Admiring the flora (although this is more a human activity). A Christmas Berry Bush or Dune Gonnabos in full fruit - just growing out of the dune sand. Its botanical name is Passerina ericoides.
Going for lovely walks along the beach - Soetanysberg in the distance.
Nicola taking a photo of Teddy at the southernmost tip of Africa, where the oceans meet.
The weather was perfect for a sunset campfire braai. Coco checking for cockroaches.
Here are your shoes, now will you hurry up and get walking!
Tails up in the dune scrub - hunting Four-striped Mice in the early morning. (Unsuccessfully I might add. These Rhabdomys pumilio mice are a lot sharper and quicker than house mice and rats!)
The Food Lady was hunting flowers as usual and found this lovely Silene crassifolia growing on the dune sand.
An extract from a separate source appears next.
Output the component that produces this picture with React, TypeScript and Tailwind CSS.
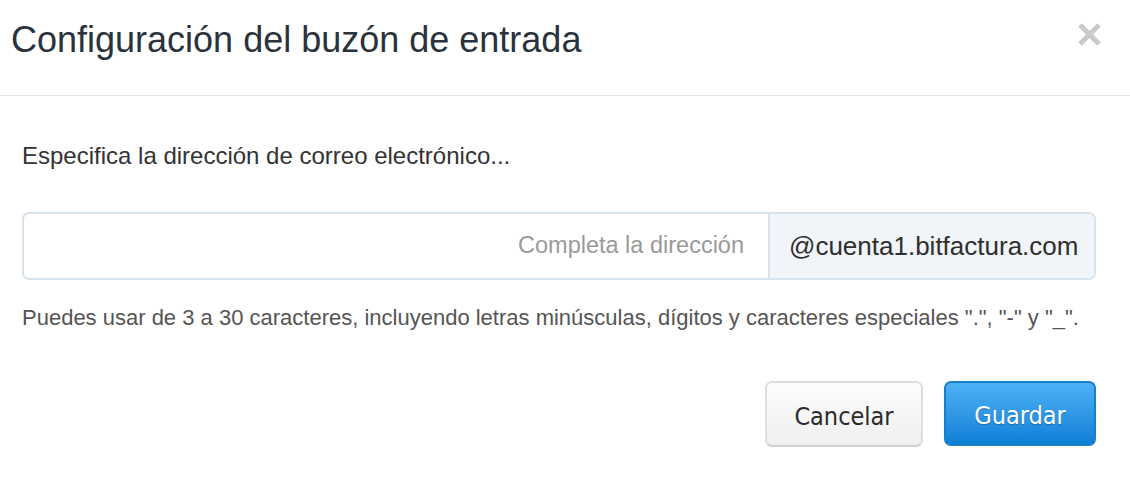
const App = () => {
  return (
    <div className="w-[1130px] h-[496px] bg-white font-['Liberation_Sans',Arial,sans-serif]">
      {/* Header */}
      <div className="h-[96px] border-b border-[#e3e3e3] flex items-start justify-between pl-[11px] pr-[28px]">
        <h1 className="mt-[21px] text-[36px] leading-[38px] text-[#2a323c]">
          Configuración del buzón de entrada
        </h1>
        <button className="mt-[22px] size-[25px] flex items-center justify-center">
          <svg viewBox="0 0 25 25" className="size-[25px]">
            <path d="M3 3 L22 22 M22 3 L3 22" stroke="#c9c9c9" strokeWidth="5" strokeLinecap="butt" />
          </svg>
        </button>
      </div>

      {/* Body */}
      <div className="px-[22px] pr-[34px]">
        <p className="mt-[46px] text-[24px] leading-[28px] text-[#333]">
          Especifica la dirección de correo electrónico...
        </p>

        <div className="mt-[42px] flex h-[68px] rounded-[7px] border-2 border-[#d6e2ed] overflow-hidden">
          <input
            className="flex-1 min-w-0 px-[24px] text-right text-[23.5px] text-[#333] outline-none placeholder:text-[#9a9a9a]"
            placeholder="Completa la dirección"
          />
          <div className="w-[326px] border-l-2 border-[#d6e2ed] bg-[#f1f4f8] flex items-center pl-[19px] text-[26px] text-[#2f2f2f]">
            @cuenta1.bitfactura.com
          </div>
        </div>

        <p className="mt-[26px] text-[22px] leading-[24px] text-[#555]">
          Puedes usar de 3 a 30 caracteres, incluyendo letras minúsculas, dígitos y caracteres especiales ".", "-" y "_".
        </p>

        <div className="mt-[51px] flex justify-end gap-[21px]">
          <button className="w-[158px] h-[66px] pt-[5px] rounded-[7px] border-2 border-[#dedede] border-b-[#cfcfcf] bg-gradient-to-b from-[#fdfdfd] to-[#eeeff0] text-[25px] text-[#2b2b2b] font-['DejaVu_Sans_Condensed','DejaVu_Sans',sans-serif]">
            Cancelar
          </button>
          <button className="w-[152px] h-[65px] pt-[5px] rounded-[7px] border-2 border-[#1a7fc6] bg-gradient-to-b from-[#4cb2f7] to-[#0a7fd6] text-[25px] text-white [text-shadow:0_1px_1px_rgba(0,0,0,0.25)] font-['DejaVu_Sans_Condensed','DejaVu_Sans',sans-serif]">
            Guardar
          </button>
        </div>
      </div>
    </div>
  );
};

export default App;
It looks a bit like an Edelweiss flower.
There were hundreds and hundreds of these creepy crawlies on the pebbly beach which are actually air-breathing, kelp eating crustaceans (isopods) called Ligia dilatata.
Watching some kayakers and just chilling on the beach. A long trek over the limestone hill - not so nice for paws, although this Erica coccinea didn't seem to mind the harsh limestone.
Another sunset supper round the braai.
Taking opportunities to do some wee-mailing.
Pooped on the stoep - er sorry - relaxing on the veraandaahh."